Source excerpt:
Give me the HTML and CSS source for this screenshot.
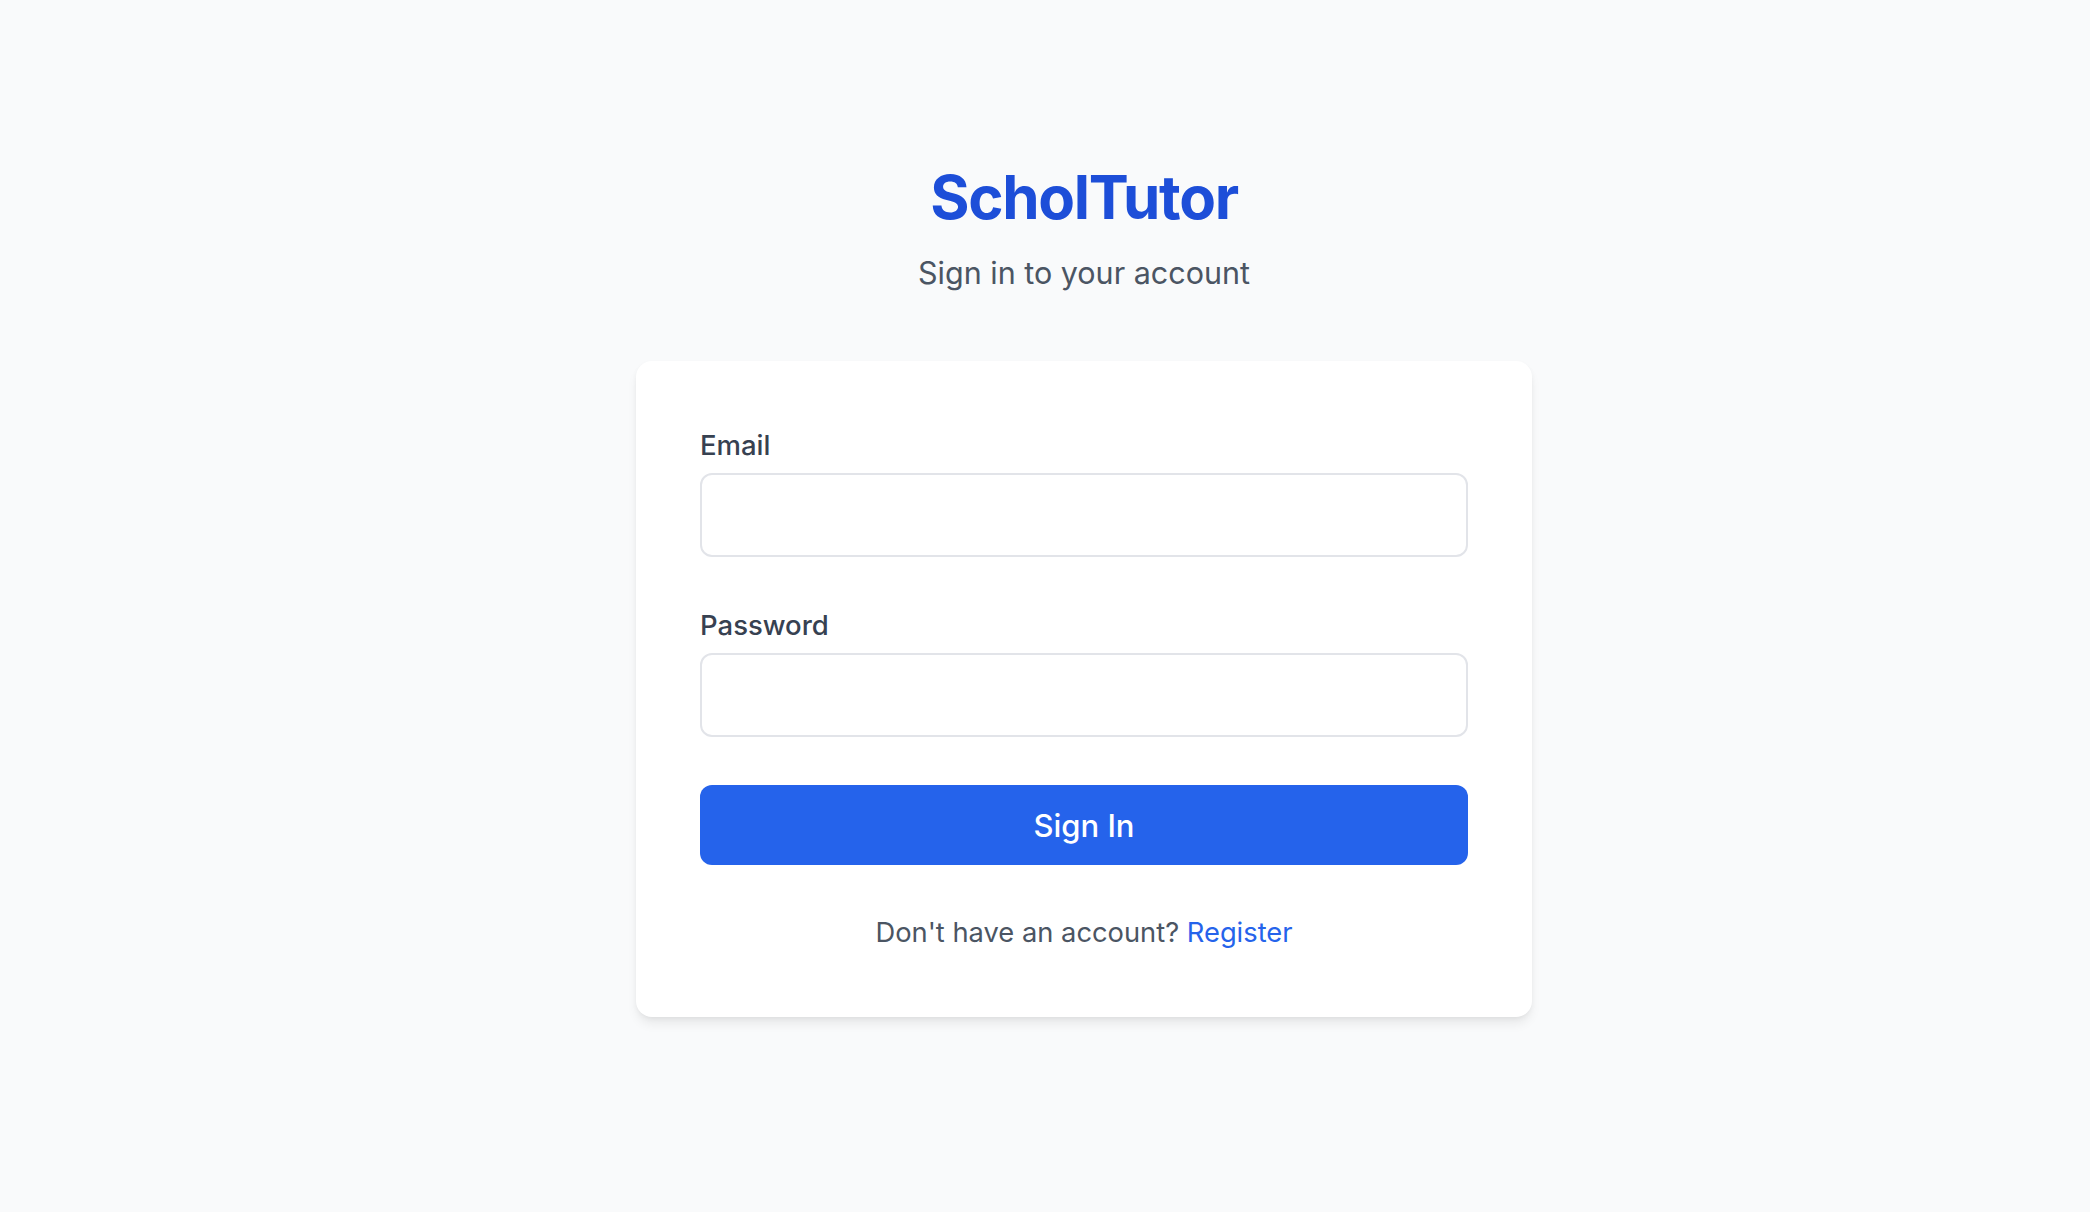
FILE: index.html
```html
<!DOCTYPE html>
<html lang="en">
<head>
<meta charset="utf-8">
<title>ScholTutor - Sign in</title>
<link rel="stylesheet" href="styles.css">
</head>
<body>
<main class="page">
  <div class="wrap">
    <header class="head">
      <h1 class="brand">ScholTutor</h1>
      <p class="sub">Sign in to your account</p>
    </header>
    <form class="card">
      <div class="field">
        <label class="label" for="email">Email</label>
        <input class="input" id="email" type="email">
      </div>
      <div class="field">
        <label class="label" for="password">Password</label>
        <input class="input" id="password" type="password">
      </div>
      <button class="btn" type="button">Sign In</button>
      <p class="foot">Don't have an account? <a class="link" href="#">Register</a></p>
    </form>
  </div>
</main>
</body>
</html>
```

FILE: styles.css
```css
* { box-sizing: border-box; }
html, body { margin: 0; padding: 0; }
body {
  background: #f9fafb;
  font-family: Inter, "Noto Sans", "Liberation Sans", sans-serif;
  color: #374151;
  min-height: 1212px;
}
.page {
  display: flex;
  justify-content: center;
  padding: 161px 0 0 78px;
}
.wrap {
  width: 896px;
  display: flex;
  flex-direction: column;
}
.head {
  text-align: center;
  margin-bottom: 64px;
}
.brand {
  margin: 0;
  font-size: 60px;
  line-height: 72px;
  font-weight: 700;
  letter-spacing: -1.3px;
  color: #1d4ed8;
}
.sub {
  margin: 16px 0 0;
  font-size: 30.5px;
  line-height: 48px;
  color: #4b5563;
}
.card {
  background: #fff;
  border-radius: 16px;
  padding: 64px;
  box-shadow: 0 8px 12px -2px rgba(0,0,0,0.08), 0 2px 6px -2px rgba(0,0,0,0.08);
  display: flex;
  flex-direction: column;
  gap: 48px;
  margin: 0;
}
.field {
  display: flex;
  flex-direction: column;
  gap: 8px;
}
.label {
  font-size: 27.5px;
  line-height: 40px;
  font-weight: 500;
  color: #374151;
}
.input {
  height: 84px;
  border: 2px solid #e2e4e9;
  border-radius: 12px;
  background: #fff;
  font: inherit;
  font-size: 32px;
  padding: 0 24px;
  outline: none;
}
.btn {
  height: 80px;
  border: none;
  border-radius: 12px;
  background: #2563eb;
  color: #fff;
  font-family: inherit;
  font-size: 31px;
  font-weight: 500;
  cursor: pointer;
}
.foot {
  margin: 0;
  text-align: center;
  font-size: 27.3px;
  line-height: 40px;
  color: #4b5563;
}
.link {
  color: #2563eb;
  text-decoration: none;
}
```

Exercise task:
Repeat the data exactly, excluding the pictures.

Response:
Give me the HTML and CSS source for this screenshot.
FILE: index.html
```html
<!DOCTYPE html>
<html lang="en">
<head>
<meta charset="utf-8">
<title>ScholTutor - Sign in</title>
<link rel="stylesheet" href="styles.css">
</head>
<body>
<main class="page">
  <div class="wrap">
    <header class="head">
      <h1 class="brand">ScholTutor</h1>
      <p class="sub">Sign in to your account</p>
    </header>
    <form class="card">
      <div class="field">
        <label class="label" for="email">Email</label>
        <input class="input" id="email" type="email">
      </div>
      <div class="field">
        <label class="label" for="password">Password</label>
        <input class="input" id="password" type="password">
      </div>
      <button class="btn" type="button">Sign In</button>
      <p class="foot">Don't have an account? <a class="link" href="#">Register</a></p>
    </form>
  </div>
</main>
</body>
</html>
```

FILE: styles.css
```css
* { box-sizing: border-box; }
html, body { margin: 0; padding: 0; }
body {
  background: #f9fafb;
  font-family: Inter, "Noto Sans", "Liberation Sans", sans-serif;
  color: #374151;
  min-height: 1212px;
}
.page {
  display: flex;
  justify-content: center;
  padding: 161px 0 0 78px;
}
.wrap {
  width: 896px;
  display: flex;
  flex-direction: column;
}
.head {
  text-align: center;
  margin-bottom: 64px;
}
.brand {
  margin: 0;
  font-size: 60px;
  line-height: 72px;
  font-weight: 700;
  letter-spacing: -1.3px;
  color: #1d4ed8;
}
.sub {
  margin: 16px 0 0;
  font-size: 30.5px;
  line-height: 48px;
  color: #4b5563;
}
.card {
  background: #fff;
  border-radius: 16px;
  padding: 64px;
  box-shadow: 0 8px 12px -2px rgba(0,0,0,0.08), 0 2px 6px -2px rgba(0,0,0,0.08);
  display: flex;
  flex-direction: column;
  gap: 48px;
  margin: 0;
}
.field {
  display: flex;
  flex-direction: column;
  gap: 8px;
}
.label {
  font-size: 27.5px;
  line-height: 40px;
  font-weight: 500;
  color: #374151;
}
.input {
  height: 84px;
  border: 2px solid #e2e4e9;
  border-radius: 12px;
  background: #fff;
  font: inherit;
  font-size: 32px;
  padding: 0 24px;
  outline: none;
}
.btn {
  height: 80px;
  border: none;
  border-radius: 12px;
  background: #2563eb;
  color: #fff;
  font-family: inherit;
  font-size: 31px;
  font-weight: 500;
  cursor: pointer;
}
.foot {
  margin: 0;
  text-align: center;
  font-size: 27.3px;
  line-height: 40px;
  color: #4b5563;
}
.link {
  color: #2563eb;
  text-decoration: none;
}
```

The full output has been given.